Data -
================

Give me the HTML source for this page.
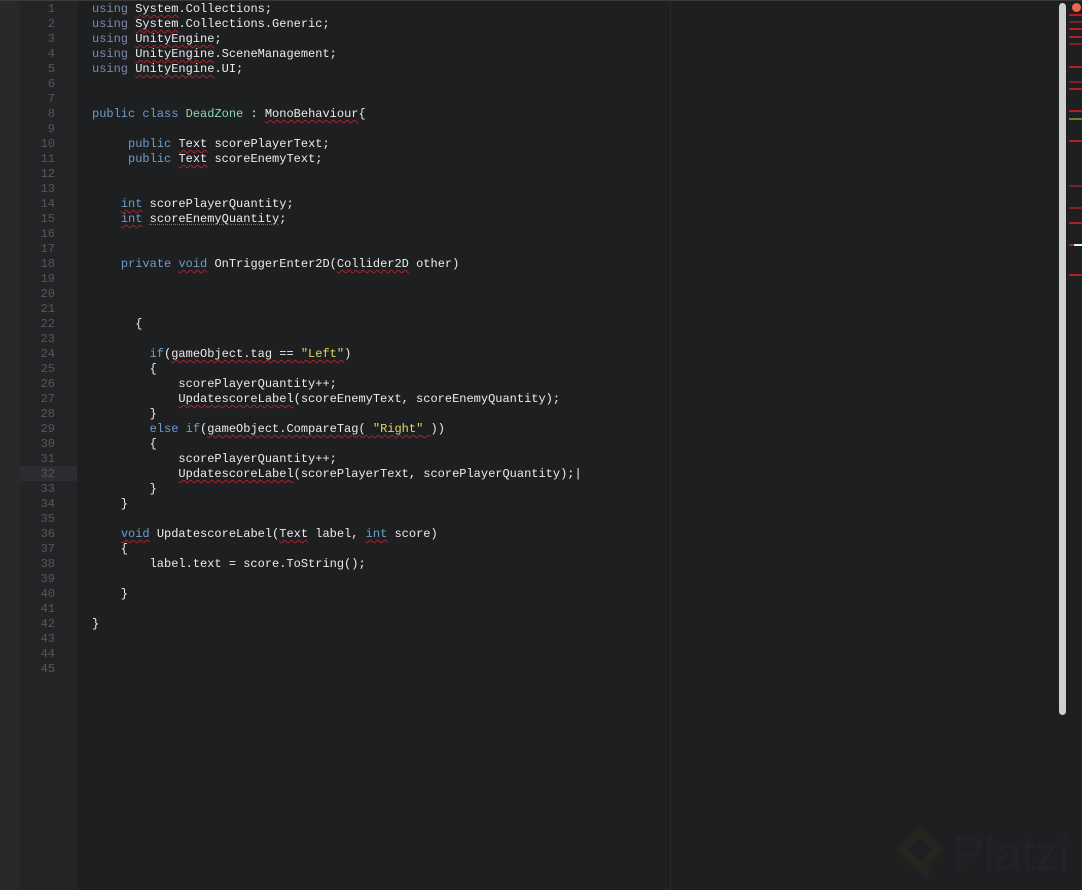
<!DOCTYPE html>
<html><head><meta charset="utf-8"><style>
html,body{margin:0;padding:0;width:1082px;height:890px;overflow:hidden;background:#1e1f21;}
#strip{position:absolute;left:0;top:0;width:20px;height:890px;background:#29292a;}
#gut{position:absolute;left:20px;top:0;width:57px;height:890px;background:#232426;}
#hl{position:absolute;left:20px;top:466px;width:57px;height:15px;background:#2c2d30;}
#topb{position:absolute;left:0;top:0;width:1082px;height:1px;background:#3a3a3a;}
#ruler{position:absolute;left:670px;top:0;width:1px;height:890px;background:#2a2b2d;}
pre{margin:0;position:absolute;top:2px;font:12px/15px "Liberation Mono",monospace;}
#nums{left:20px;width:35px;text-align:right;color:#55575a;}
#code{left:92px;color:#ececec;}
.k{color:#6f9ccc}.u{color:#7a8ea6}.t{color:#8fd6b4}.s{color:#e6d56a}
.q{text-decoration:underline wavy #a8222a;text-decoration-thickness:1px;text-underline-offset:2px}
.g{text-decoration:underline dotted #6b8a2a;text-underline-offset:2px}
#sb{position:absolute;left:1059px;top:3px;width:7px;height:712px;background:#cfcfcf;border-radius:4px;}
#dot{position:absolute;left:1072px;top:3px;width:9px;height:9px;border-radius:50%;background:#f06550;}
.m{position:absolute;left:1069px;width:13px;height:2px;background:#b01e1e;}
#logo{position:absolute;left:892px;top:818px;font:48px "Liberation Sans",sans-serif;color:#212326;}
</style></head><body>
<div id="strip"></div><div id="gut"></div><div id="hl"></div><div id="topb"></div><div id="ruler"></div>
<pre id="nums">1
2
3
4
5
6
7
8
9
10
11
12
13
14
15
16
17
18
19
20
21
22
23
24
25
26
27
28
29
30
31
32
33
34
35
36
37
38
39
40
41
42
43
44
45</pre>
<pre id="code"><span class="u">using</span> <span class="q">System</span>.Collections;
<span class="u">using</span> <span class="q">System</span>.Collections.Generic;
<span class="u">using</span> <span class="q">UnityEngine</span>;
<span class="u">using</span> <span class="q">UnityEngine</span>.SceneManagement;
<span class="u">using</span> <span class="q">UnityEngine</span>.UI;


<span class="k">public</span> <span class="k">class</span> <span class="t">DeadZone</span> : <span class="q">MonoBehaviour</span>{

     <span class="k">public</span> <span class="q">Text</span> scorePlayerText;
     <span class="k">public</span> <span class="q">Text</span> scoreEnemyText;


    <span class="k q">int</span> scorePlayerQuantity;
    <span class="k q">int</span> <span class="g">scoreEnemyQuantity</span>;


    <span class="k">private</span> <span class="k q">void</span> OnTriggerEnter2D(<span class="q">Collider2D</span> other)



      {

        <span class="k">if</span>(<span class="q">gameObject.tag == <span class="s">"Left"</span></span>)
        {
            scorePlayerQuantity++;
            <span class="q">UpdatescoreLabel</span>(scoreEnemyText, scoreEnemyQuantity);
        }
        <span class="k">else</span> <span class="k">if</span>(<span class="q">gameObject.CompareTag( <span class="s">"Right"</span> </span>))
        {
            scorePlayerQuantity++;
            <span class="q">UpdatescoreLabel</span>(scorePlayerText, scorePlayerQuantity);|
        }
    }

    <span class="k q">void</span> UpdatescoreLabel(<span class="q">Text</span> label, <span class="k q">int</span> score)
    {
        label.text = score.ToString();

    }

}</pre>
<div id="sb"></div><div id="dot"></div>
<div class="m" style="top:14px"></div><div class="m" style="top:21px;background:#7a2424"></div><div class="m" style="top:28px"></div><div class="m" style="top:36px"></div><div class="m" style="top:43px;background:#7a2424"></div><div class="m" style="top:66px"></div><div class="m" style="top:81px;background:#7a2424"></div><div class="m" style="top:88px"></div><div class="m" style="top:110px"></div><div class="m" style="top:118px;background:#5c8a20"></div><div class="m" style="top:140px"></div><div class="m" style="top:185px;background:#7a2424"></div><div class="m" style="top:207px;background:#7a2424"></div><div class="m" style="top:222px"></div><div class="m" style="top:244px"></div><div style="position:absolute;left:1074px;top:244px;width:8px;height:2px;background:#eee"></div><div class="m" style="top:274px"></div>
<div id="logo"><svg width="54" height="62" viewBox="0 0 54 62" style="vertical-align:-10px;margin-right:6px"><path d="M34 54 L10 31 L28 13 L46 31 L34 43" fill="none" stroke="#23251f" stroke-width="9" stroke-linejoin="round" stroke-linecap="round"/></svg>Platzi</div>
</body></html>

================

Task -
Repeat the material above in full and unchanged, minus its images.

Full response -
Give me the HTML source for this page.
<!DOCTYPE html>
<html><head><meta charset="utf-8"><style>
html,body{margin:0;padding:0;width:1082px;height:890px;overflow:hidden;background:#1e1f21;}
#strip{position:absolute;left:0;top:0;width:20px;height:890px;background:#29292a;}
#gut{position:absolute;left:20px;top:0;width:57px;height:890px;background:#232426;}
#hl{position:absolute;left:20px;top:466px;width:57px;height:15px;background:#2c2d30;}
#topb{position:absolute;left:0;top:0;width:1082px;height:1px;background:#3a3a3a;}
#ruler{position:absolute;left:670px;top:0;width:1px;height:890px;background:#2a2b2d;}
pre{margin:0;position:absolute;top:2px;font:12px/15px "Liberation Mono",monospace;}
#nums{left:20px;width:35px;text-align:right;color:#55575a;}
#code{left:92px;color:#ececec;}
.k{color:#6f9ccc}.u{color:#7a8ea6}.t{color:#8fd6b4}.s{color:#e6d56a}
.q{text-decoration:underline wavy #a8222a;text-decoration-thickness:1px;text-underline-offset:2px}
.g{text-decoration:underline dotted #6b8a2a;text-underline-offset:2px}
#sb{position:absolute;left:1059px;top:3px;width:7px;height:712px;background:#cfcfcf;border-radius:4px;}
#dot{position:absolute;left:1072px;top:3px;width:9px;height:9px;border-radius:50%;background:#f06550;}
.m{position:absolute;left:1069px;width:13px;height:2px;background:#b01e1e;}
#logo{position:absolute;left:892px;top:818px;font:48px "Liberation Sans",sans-serif;color:#212326;}
</style></head><body>
<div id="strip"></div><div id="gut"></div><div id="hl"></div><div id="topb"></div><div id="ruler"></div>
<pre id="nums">1
2
3
4
5
6
7
8
9
10
11
12
13
14
15
16
17
18
19
20
21
22
23
24
25
26
27
28
29
30
31
32
33
34
35
36
37
38
39
40
41
42
43
44
45</pre>
<pre id="code"><span class="u">using</span> <span class="q">System</span>.Collections;
<span class="u">using</span> <span class="q">System</span>.Collections.Generic;
<span class="u">using</span> <span class="q">UnityEngine</span>;
<span class="u">using</span> <span class="q">UnityEngine</span>.SceneManagement;
<span class="u">using</span> <span class="q">UnityEngine</span>.UI;


<span class="k">public</span> <span class="k">class</span> <span class="t">DeadZone</span> : <span class="q">MonoBehaviour</span>{

     <span class="k">public</span> <span class="q">Text</span> scorePlayerText;
     <span class="k">public</span> <span class="q">Text</span> scoreEnemyText;


    <span class="k q">int</span> scorePlayerQuantity;
    <span class="k q">int</span> <span class="g">scoreEnemyQuantity</span>;


    <span class="k">private</span> <span class="k q">void</span> OnTriggerEnter2D(<span class="q">Collider2D</span> other)



      {

        <span class="k">if</span>(<span class="q">gameObject.tag == <span class="s">"Left"</span></span>)
        {
            scorePlayerQuantity++;
            <span class="q">UpdatescoreLabel</span>(scoreEnemyText, scoreEnemyQuantity);
        }
        <span class="k">else</span> <span class="k">if</span>(<span class="q">gameObject.CompareTag( <span class="s">"Right"</span> </span>))
        {
            scorePlayerQuantity++;
            <span class="q">UpdatescoreLabel</span>(scorePlayerText, scorePlayerQuantity);|
        }
    }

    <span class="k q">void</span> UpdatescoreLabel(<span class="q">Text</span> label, <span class="k q">int</span> score)
    {
        label.text = score.ToString();

    }

}</pre>
<div id="sb"></div><div id="dot"></div>
<div class="m" style="top:14px"></div><div class="m" style="top:21px;background:#7a2424"></div><div class="m" style="top:28px"></div><div class="m" style="top:36px"></div><div class="m" style="top:43px;background:#7a2424"></div><div class="m" style="top:66px"></div><div class="m" style="top:81px;background:#7a2424"></div><div class="m" style="top:88px"></div><div class="m" style="top:110px"></div><div class="m" style="top:118px;background:#5c8a20"></div><div class="m" style="top:140px"></div><div class="m" style="top:185px;background:#7a2424"></div><div class="m" style="top:207px;background:#7a2424"></div><div class="m" style="top:222px"></div><div class="m" style="top:244px"></div><div style="position:absolute;left:1074px;top:244px;width:8px;height:2px;background:#eee"></div><div class="m" style="top:274px"></div>
<div id="logo"><svg width="54" height="62" viewBox="0 0 54 62" style="vertical-align:-10px;margin-right:6px"><path d="M34 54 L10 31 L28 13 L46 31 L34 43" fill="none" stroke="#23251f" stroke-width="9" stroke-linejoin="round" stroke-linecap="round"/></svg>Platzi</div>
</body></html>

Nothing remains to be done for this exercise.